137. The 'Poesia,' Plate IV., opposite, is a still more severe, though not so generic, an example; its decorative foreground reducing it almost to the rank of goldsmith's ornamentation. I need scarcely point out to you that the flowing water shows neither luster nor reflection; but notice that the observer's attention is supposed to be so close to every dark touch of the graver that he will see the minute dark spots which indicate the sprinkled shower falling from the vase into the pool.
138. This habit of strict and calm attention, constant in the artist, and expected in the observer, makes all the difference between the art of Intellect, and of mere sensation. For every detail of this plate has a meaning, if you care to understand it. This is Poetry, sitting by the fountain of Castalia, which flows first out of a formal urn, to show that it is not artless; but the rocks of Parnassus are behind, and on the top of them—only one tree, like a mushroom with a thick stalk. You at first are inclined to say, How very absurd, to put only one tree on Parnassus! but this one tree is the Immortal Plane Tree, planted by Agamemnon, and at once connects our Poesia with the Iliad. Then, this is the hem of the robe of Poetry,—this is the divine vegetation which springs up under her feet,—this is the heaven and earth united by her power,—this is the fountain of Castalia flowing out afresh among the grass,—and these are the drops with which, out of a pitcher, Poetry is nourishing the fountain of Castalia.

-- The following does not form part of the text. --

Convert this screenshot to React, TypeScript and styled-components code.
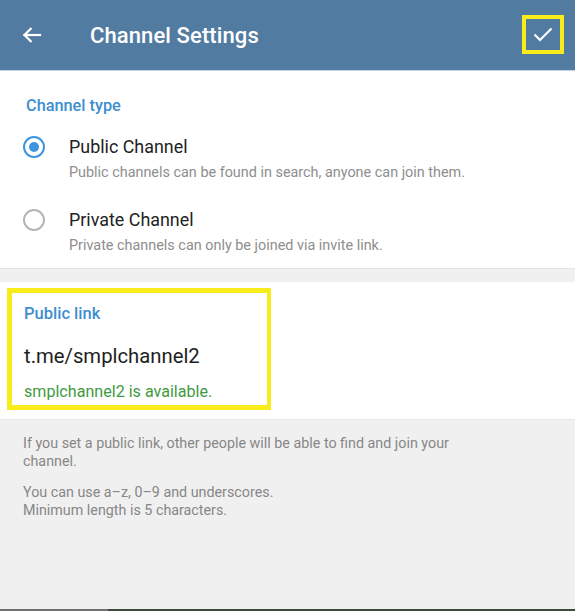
import React from "react";
import styled, { createGlobalStyle } from "styled-components";

const Global = createGlobalStyle`
  html, body { margin: 0; padding: 0; }
  body { font-family: Roboto, "Noto Sans", Arial, sans-serif; background: #f0f0f0; }
  * { box-sizing: border-box; }
`;

const Page = styled.div`
  width: 575px;
  height: 611px;
  display: flex;
  flex-direction: column;
  background: #f0f0f0;
  overflow: hidden;
`;

const Header = styled.header`
  height: 71px;
  flex: none;
  background: #527ba2;
  border-bottom: 1px solid #c5d3e0;
  display: flex;
  align-items: center;
  padding: 0 11px 0 20px;
`;

const IconButton = styled.div`
  width: 24px;
  height: 24px;
  display: flex;
  align-items: center;
  justify-content: center;
`;

const Title = styled.h1`
  margin: 0 0 0 46px;
  flex: 1;
  color: #fff;
  font-size: 22px;
  font-weight: 500;
  letter-spacing: 0.1px;
`;

const Highlight = styled.div`
  border: 4px solid #f8ec1c;
`;

const CheckBox = styled(Highlight)`
  width: 42px;
  height: 39px;
  display: flex;
  align-items: center;
  justify-content: center;
  margin-bottom: 2px;
`;

const Section = styled.section`
  background: #fff;
  flex: none;
`;

const TypeSection = styled(Section)`
  padding: 24px 0 12px;
  box-shadow: 0 1px 2px rgba(0, 0, 0, 0.06);
`;

const SectionTitle = styled.div`
  color: #3d8ecf;
  font-size: 16.3px;
  font-weight: 500;
  padding-left: 26px;
  line-height: 22px;
`;

const OptionList = styled.div`
  display: flex;
  flex-direction: column;
  gap: 26px;
  margin-top: 19px;
`;

const Option = styled.div`
  display: grid;
  grid-template-columns: 69px 1fr;
  grid-template-rows: 22px 20px;
  row-gap: 5px;
  align-items: center;
`;

const Radio = styled.div<{ $checked?: boolean }>`
  width: 22px;
  height: 22px;
  margin-left: 23px;
  border-radius: 50%;
  border: 2px solid ${(p) => (p.$checked ? "#3d95e0" : "#b5b5b5")};
  display: flex;
  align-items: center;
  justify-content: center;
  &::after {
    content: "";
    display: ${(p) => (p.$checked ? "block" : "none")};
    width: 10px;
    height: 10px;
    border-radius: 50%;
    background: #3d95e0;
  }
`;

const OptionTitle = styled.div`
  font-size: 17.9px;
  color: #222;
  line-height: 22px;
`;

const OptionSub = styled.div`
  grid-column: 2;
  font-size: 14.4px;
  color: #8e8e8e;
  line-height: 20px;
`;

const Gap = styled.div`
  height: 14px;
  flex: none;
  background: #f0f0f0;
  border-top: 1px solid #e4e4e4;
`;

const LinkSection = styled(Section)`
  padding: 6px 0 9px 7px;
  border-bottom: 1px solid #e6e6e6;
`;

const LinkBox = styled(Highlight)`
  width: 264px;
  height: 122px;
  border-width: 5px 4px 5px 5px;
  padding: 11px 0 0 12px;
  display: flex;
  flex-direction: column;
`;

const LinkLabel = styled.div`
  color: #3d8ecf;
  font-size: 16.5px;
  font-weight: 500;
  line-height: 20px;
`;

const LinkValue = styled.div`
  margin-top: 20px;
  font-size: 20.3px;
  color: #1e1e1e;
  line-height: 24px;
`;

const Available = styled.div`
  margin-top: 14px;
  font-size: 16.1px;
  color: #3f9a3f;
  line-height: 20px;
`;

const Info = styled.div`
  flex: 1;
  padding: 14px 80px 0 23px;
  color: #878787;
  font-size: 14.3px;
  line-height: 18px;
`;

const Para = styled.p`
  margin: 0 0 13px;
`;

const BottomBar = styled.div`
  height: 2px;
  flex: none;
  display: flex;
`;

const BarPart = styled.div<{ $w?: number; $c: string }>`
  background: ${(p) => p.$c};
  ${(p) => (p.$w ? `width: ${p.$w}px;` : "flex: 1;")}
`;

export default function App() {
  return (
    <>
      <Global />
      <Page>
        <Header>
          <IconButton>
            <svg width="20" height="20" viewBox="0 0 20 20" fill="none" stroke="#fff" strokeWidth="2.2" strokeLinecap="square">
              <path d="M2.5 10H18" />
              <path d="M9.5 3 2.5 10l7 7" strokeLinecap="butt" />
            </svg>
          </IconButton>
          <Title>Channel Settings</Title>
          <CheckBox>
            <svg width="20" height="16" viewBox="0 0 20 16" fill="none" stroke="#fff" strokeWidth="2.2">
              <path d="M1.5 8.5 7 14 18.5 2.5" />
            </svg>
          </CheckBox>
        </Header>

        <TypeSection>
          <SectionTitle>Channel type</SectionTitle>
          <OptionList>
            <Option>
              <Radio $checked />
              <OptionTitle>Public Channel</OptionTitle>
              <OptionSub>Public channels can be found in search, anyone can join them.</OptionSub>
            </Option>
            <Option>
              <Radio />
              <OptionTitle>Private Channel</OptionTitle>
              <OptionSub>Private channels can only be joined via invite link.</OptionSub>
            </Option>
          </OptionList>
        </TypeSection>

        <Gap />

        <LinkSection>
          <LinkBox>
            <LinkLabel>Public link</LinkLabel>
            <LinkValue>t.me/smplchannel2</LinkValue>
            <Available>smplchannel2 is available.</Available>
          </LinkBox>
        </LinkSection>

        <Info>
          <Para>If you set a public link, other people will be able to find and join your channel.</Para>
          <Para>
            You can use a–z, 0–9 and underscores.
            <br />
            Minimum length is 5 characters.
          </Para>
        </Info>

        <BottomBar>
          <BarPart $w={108} $c="#6e6e6e" />
          <BarPart $c="#3c4a3c" />
        </BottomBar>
      </Page>
    </>
  );
}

All which you may find out if you happen to know anything about Castalia, or about poetry; and pleasantly think more upon, for yourself. But the poor dunces, Sandro and Baccio, feeling themselves but 'goffi nell' arte,' have no hope of telling you all this, except suggestively. They can't engrave grass of Parnassus, nor sweet springs so as to look like water; but they can make a pretty damasked surface with ornamental leaves, and flowing lines, and so leave you something to think of—if you will.